* [Material provided]:
#####
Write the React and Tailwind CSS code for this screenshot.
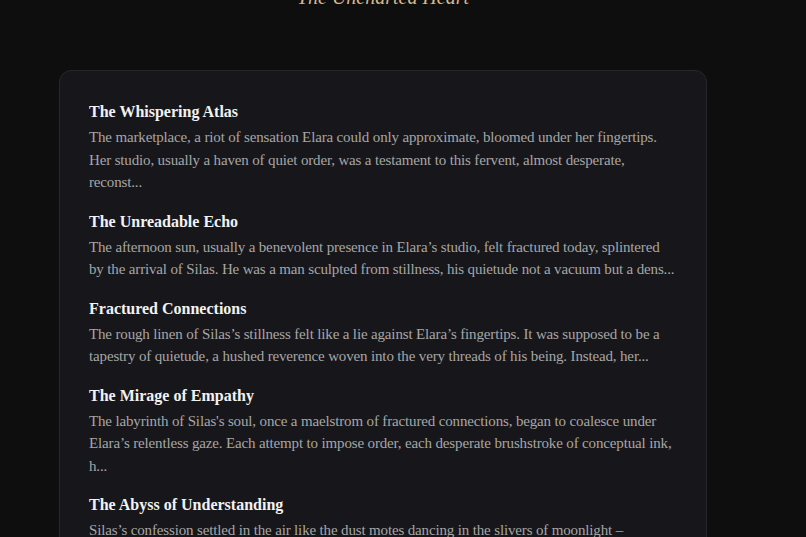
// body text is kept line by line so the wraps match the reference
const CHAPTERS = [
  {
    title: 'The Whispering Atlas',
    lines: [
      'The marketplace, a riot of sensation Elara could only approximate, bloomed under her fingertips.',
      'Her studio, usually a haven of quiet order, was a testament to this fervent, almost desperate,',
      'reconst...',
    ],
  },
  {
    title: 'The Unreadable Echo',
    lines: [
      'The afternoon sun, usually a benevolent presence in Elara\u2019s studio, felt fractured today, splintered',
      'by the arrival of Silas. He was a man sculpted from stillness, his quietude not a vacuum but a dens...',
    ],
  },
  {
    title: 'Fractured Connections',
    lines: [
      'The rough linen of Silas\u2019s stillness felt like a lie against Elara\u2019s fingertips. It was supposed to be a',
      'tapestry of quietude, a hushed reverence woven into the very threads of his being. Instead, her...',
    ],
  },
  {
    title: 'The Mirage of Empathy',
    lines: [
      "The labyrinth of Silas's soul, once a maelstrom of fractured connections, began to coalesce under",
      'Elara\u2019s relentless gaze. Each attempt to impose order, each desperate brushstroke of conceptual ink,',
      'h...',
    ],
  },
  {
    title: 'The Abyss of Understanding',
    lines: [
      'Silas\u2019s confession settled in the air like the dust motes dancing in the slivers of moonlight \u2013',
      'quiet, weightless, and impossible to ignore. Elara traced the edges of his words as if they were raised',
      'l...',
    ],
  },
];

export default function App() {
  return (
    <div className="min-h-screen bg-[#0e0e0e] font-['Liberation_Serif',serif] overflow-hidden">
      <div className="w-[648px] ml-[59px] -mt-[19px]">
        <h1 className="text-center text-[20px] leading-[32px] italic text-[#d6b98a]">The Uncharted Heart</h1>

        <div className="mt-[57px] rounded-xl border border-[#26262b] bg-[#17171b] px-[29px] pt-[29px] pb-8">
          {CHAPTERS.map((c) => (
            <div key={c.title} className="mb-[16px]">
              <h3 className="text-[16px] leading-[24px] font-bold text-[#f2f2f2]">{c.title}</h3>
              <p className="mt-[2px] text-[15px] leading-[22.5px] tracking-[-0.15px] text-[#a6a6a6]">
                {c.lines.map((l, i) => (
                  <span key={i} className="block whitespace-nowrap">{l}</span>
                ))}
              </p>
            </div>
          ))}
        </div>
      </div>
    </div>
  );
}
#####
* [Problem statement]: Omit every picture, then reproduce the rest of the listing exactly.

* [Response to the exercise]:
Write the React and Tailwind CSS code for this screenshot.
// body text is kept line by line so the wraps match the reference
const CHAPTERS = [
  {
    title: 'The Whispering Atlas',
    lines: [
      'The marketplace, a riot of sensation Elara could only approximate, bloomed under her fingertips.',
      'Her studio, usually a haven of quiet order, was a testament to this fervent, almost desperate,',
      'reconst...',
    ],
  },
  {
    title: 'The Unreadable Echo',
    lines: [
      'The afternoon sun, usually a benevolent presence in Elara\u2019s studio, felt fractured today, splintered',
      'by the arrival of Silas. He was a man sculpted from stillness, his quietude not a vacuum but a dens...',
    ],
  },
  {
    title: 'Fractured Connections',
    lines: [
      'The rough linen of Silas\u2019s stillness felt like a lie against Elara\u2019s fingertips. It was supposed to be a',
      'tapestry of quietude, a hushed reverence woven into the very threads of his being. Instead, her...',
    ],
  },
  {
    title: 'The Mirage of Empathy',
    lines: [
      "The labyrinth of Silas's soul, once a maelstrom of fractured connections, began to coalesce under",
      'Elara\u2019s relentless gaze. Each attempt to impose order, each desperate brushstroke of conceptual ink,',
      'h...',
    ],
  },
  {
    title: 'The Abyss of Understanding',
    lines: [
      'Silas\u2019s confession settled in the air like the dust motes dancing in the slivers of moonlight \u2013',
      'quiet, weightless, and impossible to ignore. Elara traced the edges of his words as if they were raised',
      'l...',
    ],
  },
];

export default function App() {
  return (
    <div className="min-h-screen bg-[#0e0e0e] font-['Liberation_Serif',serif] overflow-hidden">
      <div className="w-[648px] ml-[59px] -mt-[19px]">
        <h1 className="text-center text-[20px] leading-[32px] italic text-[#d6b98a]">The Uncharted Heart</h1>

        <div className="mt-[57px] rounded-xl border border-[#26262b] bg-[#17171b] px-[29px] pt-[29px] pb-8">
          {CHAPTERS.map((c) => (
            <div key={c.title} className="mb-[16px]">
              <h3 className="text-[16px] leading-[24px] font-bold text-[#f2f2f2]">{c.title}</h3>
              <p className="mt-[2px] text-[15px] leading-[22.5px] tracking-[-0.15px] text-[#a6a6a6]">
                {c.lines.map((l, i) => (
                  <span key={i} className="block whitespace-nowrap">{l}</span>
                ))}
              </p>
            </div>
          ))}
        </div>
      </div>
    </div>
  );
}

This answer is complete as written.